Mars Rover Perseverance Hours Away From Daredevil Landing Attempt On Red Planet
02/18/2021 03:23 am ET
The most advanced robotic astrobiology lab ever flown to another world is nearing the end of its seven-month, 293-million-mile journey.
Steve Gorman
PATRICK T. FALLON/AFP VIA GETTY IMAGES
A full scale model of the Mars 2020 Perseverance rover is displayed at NASAs Jet
Propulsion Laboratory on February 16, 2021 in Pasadena, California.
The primary objective of the two-year, $2.7 billion mission is a search for evidence that microbial organisms may have flourished on Mars some 3 billion years ago, when the planet was warmer, wetter and presumably more hospitable to life.
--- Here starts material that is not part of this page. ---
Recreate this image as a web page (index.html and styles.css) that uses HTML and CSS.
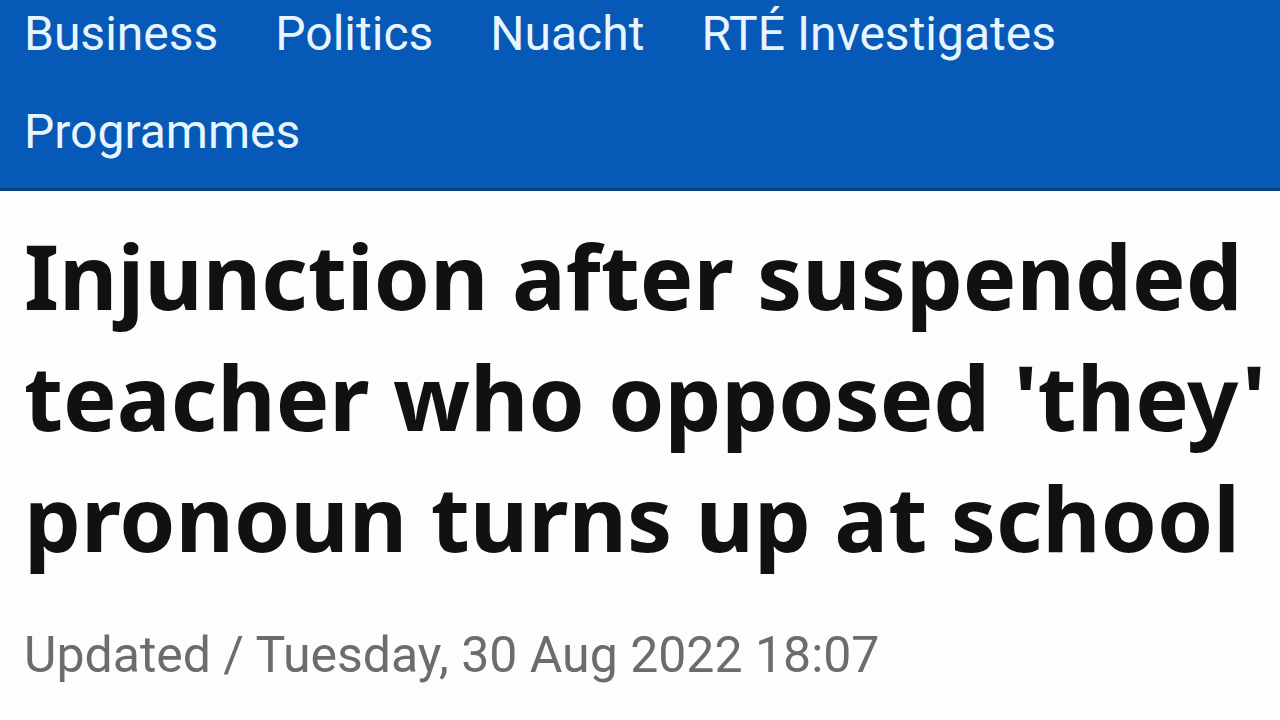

Larger and more sophisticated than any of the four mobile science vehicles NASA landed on Mars before it, Perseverance is designed to extract rock samples for future analysis back on Earth ― the first such specimens ever collected by humankind from another planet.
I can tell you that Perseverance is operating perfectly right now, that all systems are go for landing, Jennifer Trosper, deputy project manager at NASAs Jet Propulsion Laboratory near Los Angeles, told an online briefing.
Mission engineers sent the spacecraft a command on Monday night activating onboard systems for atmospheric entry, descent and landing, Trosper said.